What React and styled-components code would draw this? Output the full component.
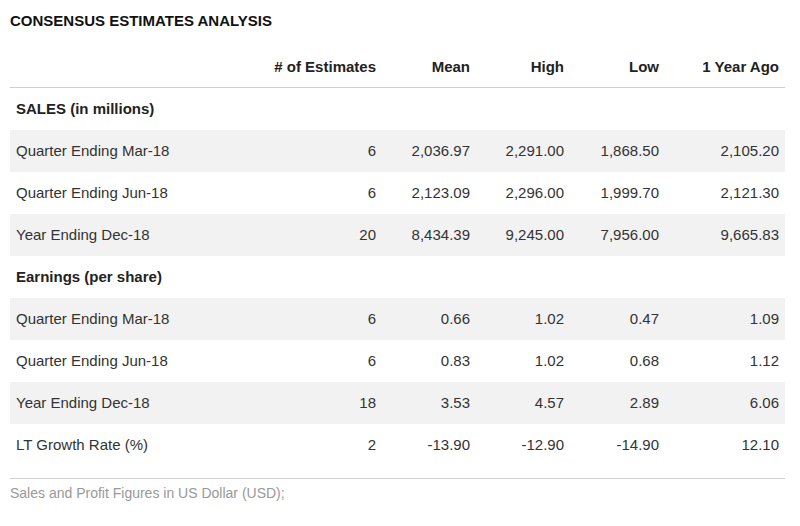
import React from "react";
import styled, { createGlobalStyle } from "styled-components";

const Global = createGlobalStyle`
  html, body { margin: 0; padding: 0; background: #fff; }
  body { font-family: "Liberation Sans", Arial, sans-serif; }
`;

const COLS = "1fr 118px 94px 94px 95px 120px";

const Page = styled.div`
  padding: 10px 15px 0 10px;
  width: 775px;
`;

const Title = styled.h2`
  margin: 0;
  font-size: 15px;
  line-height: 22px;
  font-weight: bold;
  color: #111;
  text-transform: uppercase;
`;

const Table = styled.div`
  margin-top: 14px;
`;

const HeadRow = styled.div`
  display: grid;
  grid-template-columns: ${COLS};
  height: 41px;
  align-items: center;
  border-bottom: 1px solid #d0d0d0;
`;

const Row = styled.div`
  display: grid;
  grid-template-columns: ${COLS};
  height: 42px;
  align-items: center;
  background: ${(p) => (p.$shade ? "#f2f2f2" : "transparent")};
`;

const Cell = styled.div`
  padding: 0 6px;
  font-size: 15px;
  line-height: 20px;
  color: ${(p) => (p.$head ? "#222" : "#333")};
  font-weight: ${(p) => (p.$head ? "bold" : "normal")};
  text-align: ${(p) => (p.$left ? "left" : "right")};
  white-space: nowrap;
`;

const Footer = styled.div`
  margin-top: 12px;
  border-top: 1px solid #d0d0d0;
  padding-top: 4px;
  font-size: 14px;
  line-height: 20px;
  color: #999;
`;

const headers = ["# of Estimates", "Mean", "High", "Low", "1 Year Ago"];

const sections = [
  {
    title: "SALES (in millions)",
    rows: [
      ["Quarter Ending Mar-18", "6", "2,036.97", "2,291.00", "1,868.50", "2,105.20"],
      ["Quarter Ending Jun-18", "6", "2,123.09", "2,296.00", "1,999.70", "2,121.30"],
      ["Year Ending Dec-18", "20", "8,434.39", "9,245.00", "7,956.00", "9,665.83"],
    ],
  },
  {
    title: "Earnings (per share)",
    rows: [
      ["Quarter Ending Mar-18", "6", "0.66", "1.02", "0.47", "1.09"],
      ["Quarter Ending Jun-18", "6", "0.83", "1.02", "0.68", "1.12"],
      ["Year Ending Dec-18", "18", "3.53", "4.57", "2.89", "6.06"],
      ["LT Growth Rate (%)", "2", "-13.90", "-12.90", "-14.90", "12.10"],
    ],
  },
];

export default function App() {
  return (
    <Page>
      <Global />
      <Title>Consensus Estimates Analysis</Title>
      <Table>
        <HeadRow>
          <Cell $left $head></Cell>
          {headers.map((h) => (
            <Cell key={h} $head>{h}</Cell>
          ))}
        </HeadRow>
        {sections.map((s) => (
          <React.Fragment key={s.title}>
            <Row>
              <Cell $left $head>{s.title}</Cell>
            </Row>
            {s.rows.map((r, i) => (
              <Row key={r[0]} $shade={i % 2 === 0}>
                {r.map((v, j) => (
                  <Cell key={j} $left={j === 0}>{v}</Cell>
                ))}
              </Row>
            ))}
          </React.Fragment>
        ))}
      </Table>
      <Footer>Sales and Profit Figures in US Dollar (USD);</Footer>
    </Page>
  );
}
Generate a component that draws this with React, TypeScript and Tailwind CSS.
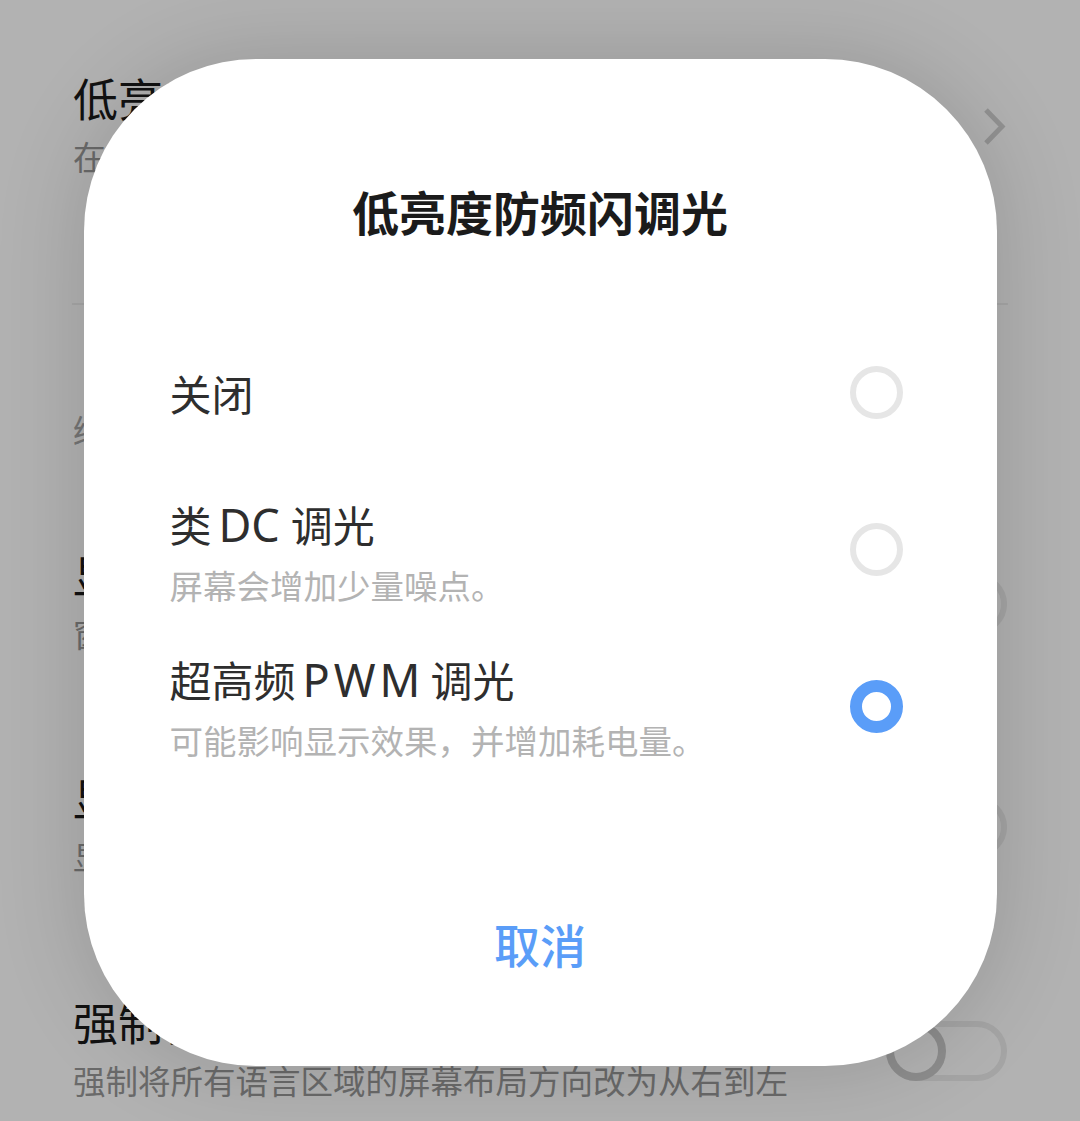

┄┄┄┄┄┄┄┄┄┄

Task to complete: Output each line exactly; omit every picture.

Reply to the exercise:
What React and styled-components code would draw this? Output the full component.
import React from "react";
import styled, { createGlobalStyle } from "styled-components";

const Global = createGlobalStyle`
  html, body { margin: 0; padding: 0; background: #fff; }
  body { font-family: "Liberation Sans", Arial, sans-serif; }
`;

const COLS = "1fr 118px 94px 94px 95px 120px";

const Page = styled.div`
  padding: 10px 15px 0 10px;
  width: 775px;
`;

const Title = styled.h2`
  margin: 0;
  font-size: 15px;
  line-height: 22px;
  font-weight: bold;
  color: #111;
  text-transform: uppercase;
`;

const Table = styled.div`
  margin-top: 14px;
`;

const HeadRow = styled.div`
  display: grid;
  grid-template-columns: ${COLS};
  height: 41px;
  align-items: center;
  border-bottom: 1px solid #d0d0d0;
`;

const Row = styled.div`
  display: grid;
  grid-template-columns: ${COLS};
  height: 42px;
  align-items: center;
  background: ${(p) => (p.$shade ? "#f2f2f2" : "transparent")};
`;

const Cell = styled.div`
  padding: 0 6px;
  font-size: 15px;
  line-height: 20px;
  color: ${(p) => (p.$head ? "#222" : "#333")};
  font-weight: ${(p) => (p.$head ? "bold" : "normal")};
  text-align: ${(p) => (p.$left ? "left" : "right")};
  white-space: nowrap;
`;

const Footer = styled.div`
  margin-top: 12px;
  border-top: 1px solid #d0d0d0;
  padding-top: 4px;
  font-size: 14px;
  line-height: 20px;
  color: #999;
`;

const headers = ["# of Estimates", "Mean", "High", "Low", "1 Year Ago"];

const sections = [
  {
    title: "SALES (in millions)",
    rows: [
      ["Quarter Ending Mar-18", "6", "2,036.97", "2,291.00", "1,868.50", "2,105.20"],
      ["Quarter Ending Jun-18", "6", "2,123.09", "2,296.00", "1,999.70", "2,121.30"],
      ["Year Ending Dec-18", "20", "8,434.39", "9,245.00", "7,956.00", "9,665.83"],
    ],
  },
  {
    title: "Earnings (per share)",
    rows: [
      ["Quarter Ending Mar-18", "6", "0.66", "1.02", "0.47", "1.09"],
      ["Quarter Ending Jun-18", "6", "0.83", "1.02", "0.68", "1.12"],
      ["Year Ending Dec-18", "18", "3.53", "4.57", "2.89", "6.06"],
      ["LT Growth Rate (%)", "2", "-13.90", "-12.90", "-14.90", "12.10"],
    ],
  },
];

export default function App() {
  return (
    <Page>
      <Global />
      <Title>Consensus Estimates Analysis</Title>
      <Table>
        <HeadRow>
          <Cell $left $head></Cell>
          {headers.map((h) => (
            <Cell key={h} $head>{h}</Cell>
          ))}
        </HeadRow>
        {sections.map((s) => (
          <React.Fragment key={s.title}>
            <Row>
              <Cell $left $head>{s.title}</Cell>
            </Row>
            {s.rows.map((r, i) => (
              <Row key={r[0]} $shade={i % 2 === 0}>
                {r.map((v, j) => (
                  <Cell key={j} $left={j === 0}>{v}</Cell>
                ))}
              </Row>
            ))}
          </React.Fragment>
        ))}
      </Table>
      <Footer>Sales and Profit Figures in US Dollar (USD);</Footer>
    </Page>
  );
}
Generate a component that draws this with React, TypeScript and Tailwind CSS.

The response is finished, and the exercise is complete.